A few weeks ago, Benjamin Netanyahu handily won the Likud party’s primary election, receiving 72 percent of the votes. He won despite the fact that he is facing indictments on corruption charges that could interfere with his ability to govern if he remains Israel’s premier, and despite the credible challenge mounted by his opponent, Gideon Sa’ar. Evelyn Gordon credits the results not to love of Netanyahu but to resentment of Israel’s overweening Supreme Court:
[Last week], the court was asked by 67 academics, former defense officials, and cultural figures to rule that due to the indictments, Netanyahu should be barred from forming the next government, even if Likud and its allies win the most Knesset seats in March’s election. The justices dismissed the petition as premature since the election results may render the question moot.
What they emphatically didn’t say, however, is that whom the voters elect is none of their business, given that no existing law bars someone under indictment from forming a government, and the only relevant legislation implies the opposite: it requires serving prime ministers to resign if convicted. Instead [the court] made clear that it would consider overturning the voters’ decision should the election results make the question relevant.

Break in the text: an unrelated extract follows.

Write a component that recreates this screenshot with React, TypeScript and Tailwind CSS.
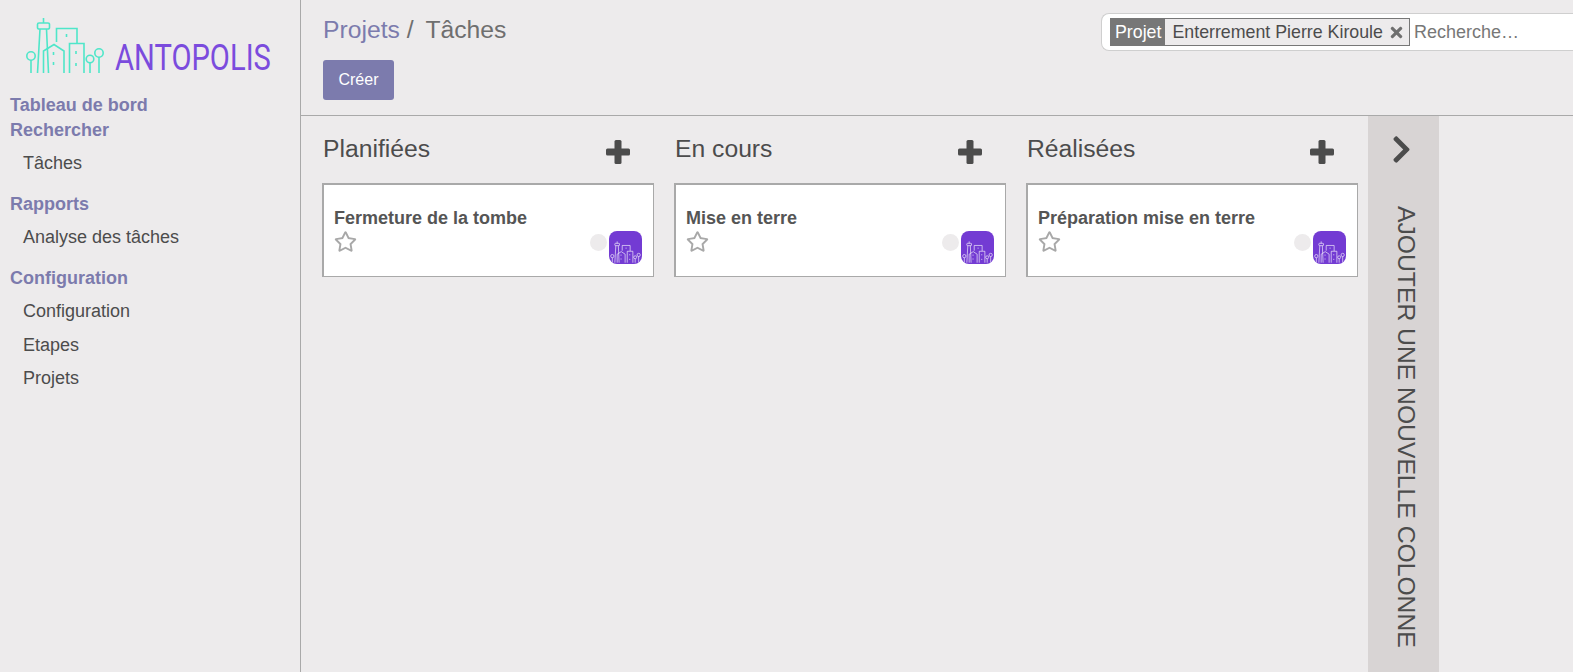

The right to choose the country’s leadership in free and fair elections is the most fundamental democratic right of all. Thus the fact that the court considers itself entitled to overturn the voters’ choice without any authorization in law, merely because it disapproves of [that choice], shows just how far Israel has slid down the slope from a democracy with a strong and independent court system to a judicial dictatorship. And while the primary predated this ruling, thousands of others over the past three decades have sent the same message.
In fact, ironically enough, the charges against him actually increase Netanyahu’s value as a champion in this battle because they make legal reform vital to his own self-interest. Previously, many politicians, including Netanyahu himself, feared to enact legal reforms because the [the judicial establishment] frequently targeted those who . . . sought to do so. But now, curbing the court’s power is Netanyahu’s only chance of escaping jail; otherwise, even if the Knesset grants him immunity from prosecution, the court will certainly overturn its decision.